I occasionally get comments that there are not many strong male characters in my Saltbury books. Well the series is the story of two lesbians, Hazel and Tina, and Hazel is herself the child of a lesbian couple. We also first meet them when they are still at an all girls school, so it’s inevitable that women loom large in their lives. But even so, I actually don’t agree.
Tina adores her father, Desmond and longs for the day she can join him in his law firm. Her athlete girlfriend, Carol has a similar mutual appreciation society with her own father, Gordon, who is also her coach. Both men fully accept their daughter’s sexuality, where their mothers have more trouble with it. Carol’s older brother Garry, meanwhile, has similar taste in women to his sister and the two spar constantly. Hazel and her friend Brenda both have serious artistic talent and their art teacher, Dennis Granby is a hugely nurturing influence. The girls are friends with sports mad gay sweethearts, Mark and Brendan, and even Hazel enjoys seeing them get covered in mud with increasingly torn shirts when playing Rugby.
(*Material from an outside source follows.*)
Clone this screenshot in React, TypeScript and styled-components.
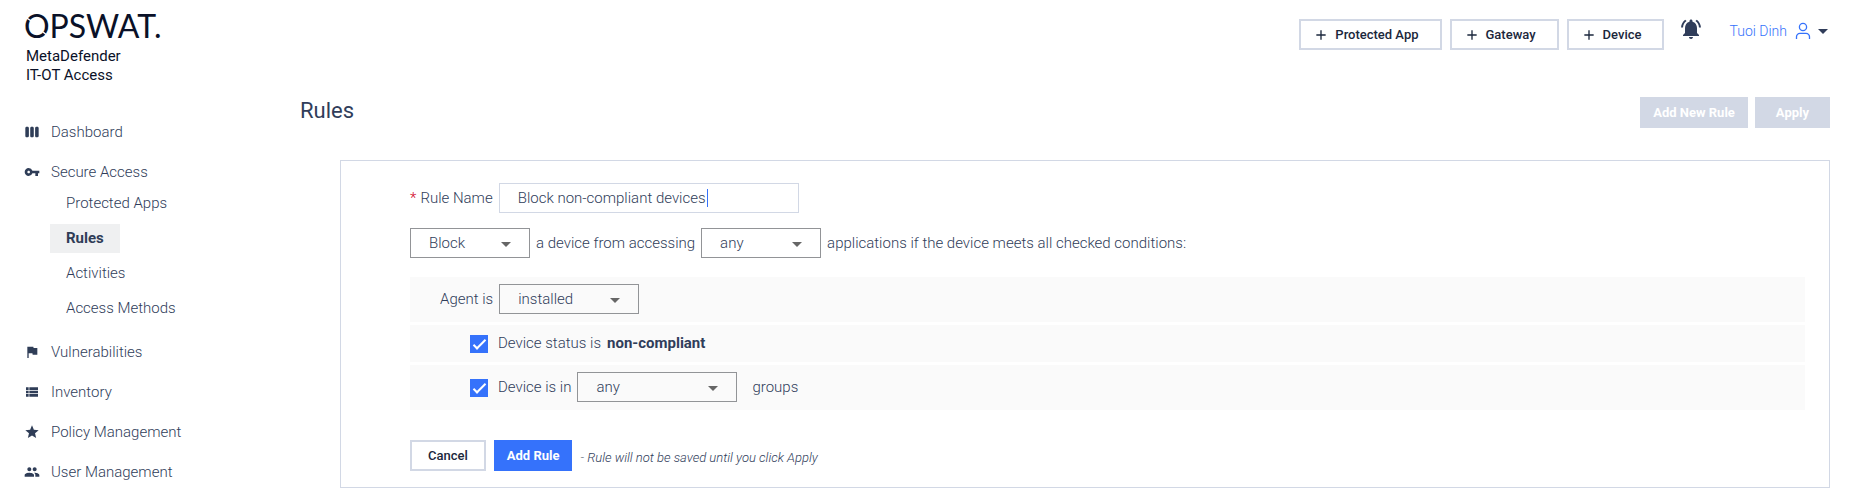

Then there is Hazel’s beloved godfather, Rock drummer Charlie Hides who was the first to take her own aspirations as a drummer seriously and has taught her ever since. There is Debbie Stewart’s manager and oldest friend, Johnny Sherwin, and, of course, in the new book, ‘Rachel’ we finally meet Hazel’s father. Finally, there are other men who we never actually meet, but who have had a huge influence for good or ill on our heroines’ lives. There is Debbie Stewart’s long dead husband, Nicky, her controlling father Joseph, Rosie Drymen’s violently homophobic father Luke, or Yvonne Wright’s father, who abandoned her and her mother when she was little more than an infant. Oh, and don’t forget Sir Jeremiah Prodnoze, the aristocratic Victorian philanthropist who founded many of Saltbury’s cherished institutions.